### EXERCISE GOAL
Leave the pictures out and write out exactly the lines from the top of the entries through the line containing "string; w: string;".

### GIVEN DATA
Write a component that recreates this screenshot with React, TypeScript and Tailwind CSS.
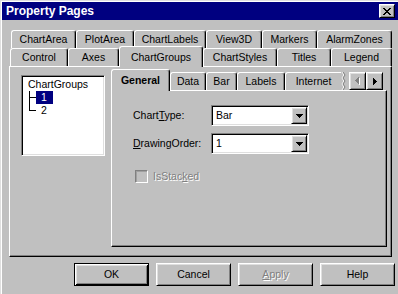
import React from "react";

type T = { label: string; w: string; selected?: boolean };

const row1: T[] = [
  { label: "ChartArea", w: "w-[65px]" },
  { label: "PlotArea", w: "w-[58px]" },
  { label: "ChartLabels", w: "w-[72px]" },
  { label: "View3D", w: "w-[56px]" },
  { label: "Markers", w: "w-[55px]" },
  { label: "AlarmZones", w: "w-[75px]" },
];

const row2: T[] = [
  { label: "Control", w: "w-[58px]" },
  { label: "Axes", w: "w-[51px]" },
  { label: "ChartGroups", w: "w-[84px]", selected: true },
  { label: "ChartStyles", w: "w-[74px]" },
  { label: "Titles", w: "w-[54px]" },
  { label: "Legend", w: "w-[61px]" },
];

const inner: T[] = [
  { label: "General", w: "w-[59px]", selected: true },
  { label: "Data", w: "w-[36px]" },
  { label: "Bar", w: "w-[31px]" },
  { label: "Labels", w: "w-[48px]" },
];

function Tab({ t, big }: { t: T; big?: boolean }) {
  const h = t.selected ? (big ? "h-[22px] -mb-px relative z-10 font-bold" : "h-[21px] -mb-px relative z-10") : "h-[18px]";
  return (
    <div
      className={`${t.w} ${h} shrink-0 flex items-center justify-center bg-[#c0c0c0] border-l border-t border-r border-l-white border-t-white border-r-black rounded-t-[3px] shadow-[inset_-1px_0_#808080]`}
    >
      {t.label}
    </div>
  );
}

const raised =
  "border border-t-white border-l-white border-r-black border-b-black shadow-[inset_1px_1px_#dfdfdf,inset_-1px_-1px_#808080] bg-[#c0c0c0]";
const sunken =
  "border border-t-[#808080] border-l-[#808080] border-b-white border-r-white shadow-[inset_1px_1px_#000,inset_-1px_-1px_#dfdfdf]";

function DownArrow() {
  return (
    <svg width="7" height="4" viewBox="0 0 7 4" shapeRendering="crispEdges">
      <path d="M0 0h7v1H0z M1 1h5v1H1z M2 2h3v1H2z M3 3h1v1H3z" fill="#000" />
    </svg>
  );
}

function Select({ value }: { value: string }) {
  return (
    <div className={`w-[98px] h-[21px] ${sunken} bg-white flex items-stretch p-px`}>
      <div className="flex-1 flex items-center pl-[3px]">{value}</div>
      <div className={`w-[16px] ${raised} flex items-center justify-center`}>
        <DownArrow />
      </div>
    </div>
  );
}

function Btn({ children, def }: { children: React.ReactNode; def?: boolean }) {
  const cls = def
    ? "border border-black shadow-[inset_1px_1px_#fff,inset_-1px_-1px_#000,inset_2px_2px_#dfdfdf,inset_-2px_-2px_#808080]"
    : raised;
  return (
    <div className={`w-[75px] h-[23px] ${cls} flex items-center justify-center bg-[#c0c0c0]`}>
      {children}
    </div>
  );
}

export default function App() {
  return (
    <div className="w-[398px] h-[294px] overflow-hidden bg-[#c0c0c0] border-l border-t border-[#dfdfdf] shadow-[inset_1px_1px_#fff] pl-px pt-px font-['Liberation_Sans',Arial,sans-serif] text-[10.5px] text-black leading-none">
      {/* Title bar */}
      <div className="w-[396px] h-[18px] bg-[#000080] flex items-center justify-between pl-[4px] pr-[3px]">
        <span className="text-white font-bold text-[12px]">Property Pages</span>
        <div className={`w-[16px] h-[14px] ${raised} flex items-center justify-center`}>
          <svg width="8" height="7" viewBox="0 0 8 7" shapeRendering="crispEdges">
            <path
              d="M0 0h2v1H0z M6 0h2v1H6z M1 1h2v1H1z M5 1h2v1H5z M2 2h4v1H2z M3 3h2v1H3z M2 4h4v1H2z M1 5h2v1H1z M5 5h2v1H5z M0 6h2v1H0z M6 6h2v1H6z"
              fill="#000"
            />
          </svg>
        </div>
      </div>

      {/* Outer tab control */}
      <div className="ml-[7px] mt-[10px] w-[383px]">
        <div className="flex pl-[2px] h-[18px]">
          {row1.map((t) => (
            <Tab key={t.label} t={t} />
          ))}
        </div>
        <div className="flex items-end pl-[1px] h-[18px]">
          {row2.map((t) => (
            <Tab key={t.label} t={t} />
          ))}
        </div>
        <div className="h-[191px] border-t border-l border-white border-r border-b border-r-black border-b-black shadow-[inset_-1px_-1px_#808080] flex items-start">
          {/* Tree */}
          <div className={`ml-[11px] mt-[8px] w-[84px] h-[81px] bg-white ${sunken} pt-[2px]`}>
            <div className="h-[13px] flex items-center pl-[6px]">ChartGroups</div>
            <div className="h-[13px] flex items-stretch pl-[7px]">
              <svg width="7" height="13" viewBox="0 0 7 13" shapeRendering="crispEdges">
                <path d="M0 0h1v13H0z M1 6h6v1H1z" fill="#000" />
              </svg>
              <div className="w-[17px] bg-[#000080] text-white flex items-center pl-[5px]">1</div>
            </div>
            <div className="h-[13px] flex items-stretch pl-[7px]">
              <svg width="7" height="13" viewBox="0 0 7 13" shapeRendering="crispEdges">
                <path d="M0 0h1v7H0z M1 6h6v1H1z" fill="#000" />
              </svg>
              <div className="flex items-center pl-[5px]">2</div>
            </div>
          </div>

          {/* Inner tab control */}
          <div className="ml-[6px] mt-[1px] w-[276px]">
            <div className="flex items-end h-[22px]">
              {inner.map((t) => (
                <Tab key={t.label} t={t} big />
              ))}
              <div className="w-[56px] h-[18px] shrink-0 flex items-center justify-center bg-[#c0c0c0] border-l border-t border-l-white border-t-white rounded-tl-[3px]">
                Internet
              </div>
              <svg width="8" height="18" viewBox="0 0 8 18" className="shrink-0">
                <polyline points="1,0 3,3 1,6 3,9 1,12 3,15 1,18" fill="none" stroke="#fff" strokeWidth="1" />
                <polyline points="2,0 4,3 2,6 4,9 2,12 4,15 2,18" fill="none" stroke="#808080" strokeWidth="1" />
              </svg>
              <div className={`w-[17px] h-[18px] ${raised} flex items-center justify-center shrink-0`}>
                <svg width="5" height="8" viewBox="0 0 5 8" shapeRendering="crispEdges">
                  <path d="M4 1h1v7H4z M3 2h1v5H3z M2 3h1v3H2z M1 4h1v1H1z" fill="#fff" />
                  <path d="M3 0h1v7H3z M2 1h1v5H2z M1 2h1v3H1z M0 3h1v1H0z" fill="#808080" />
                </svg>
              </div>
              <div className={`w-[17px] h-[18px] ${raised} flex items-center justify-center shrink-0`}>
                <svg width="4" height="7" viewBox="0 0 4 7" shapeRendering="crispEdges">
                  <path d="M0 0h1v7H0z M1 1h1v5H1z M2 2h1v3H2z M3 3h1v1H3z" fill="#000" />
                </svg>
              </div>
            </div>
            <div className="h-[157px] border-t border-l border-white border-r border-b border-r-black border-b-black shadow-[inset_-1px_-1px_#808080] pl-[21px] pt-[14px]">
              <div className="grid grid-cols-[78px_98px] gap-y-[7px] items-center">
                <div>
                  Chart<span className="underline">T</span>ype:
                </div>
                <Select value="Bar" />
                <div>
                  <span className="underline">D</span>rawingOrder:
                </div>
                <Select value="1" />
              </div>
              <div className="flex items-center mt-[16px] ml-[2px]">
                <div className="w-[13px] h-[13px] border border-t-[#808080] border-l-[#808080] border-b-white border-r-white shadow-[inset_1px_1px_#a0a0a0] bg-[#c0c0c0]" />
                <span className="ml-[5px] text-[#808080] [text-shadow:1px_1px_0_#fff]">
                  IsStac<span className="underline">k</span>ed
                </span>
              </div>
            </div>
          </div>
        </div>
      </div>

      {/* Buttons */}
      <div className="flex ml-[72px] mt-[6px] gap-[7px]">
        <Btn def>OK</Btn>
        <Btn>Cancel</Btn>
        <Btn>
          <span className="text-[#808080] [text-shadow:1px_1px_0_#fff]">
            <span className="underline">A</span>pply
          </span>
        </Btn>
        <Btn>Help</Btn>
      </div>
    </div>
  );
}
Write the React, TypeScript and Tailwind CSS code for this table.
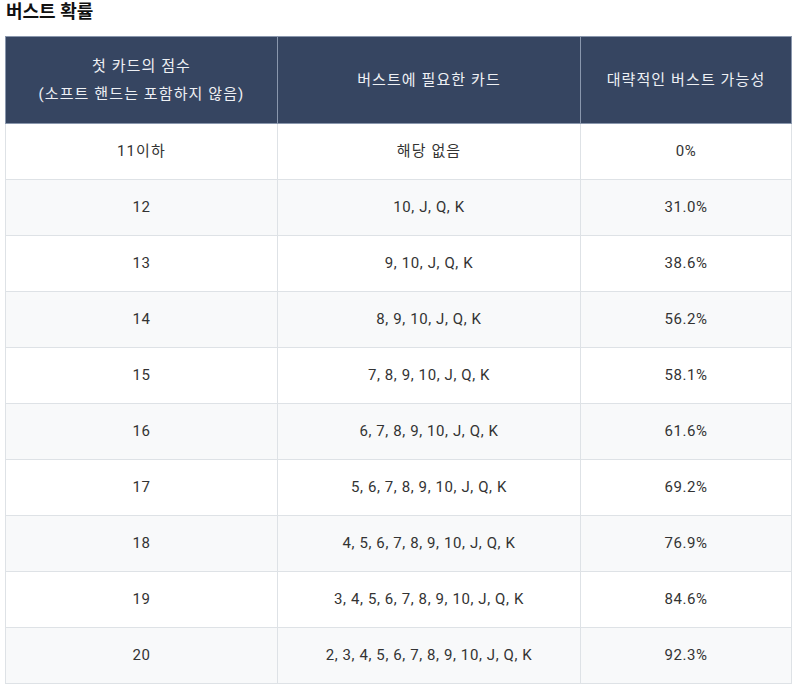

### REPLY TO THE EXERCISE
Write a component that recreates this screenshot with React, TypeScript and Tailwind CSS.
import React from "react";

type T = { label: string; w: string; selected?: boolean };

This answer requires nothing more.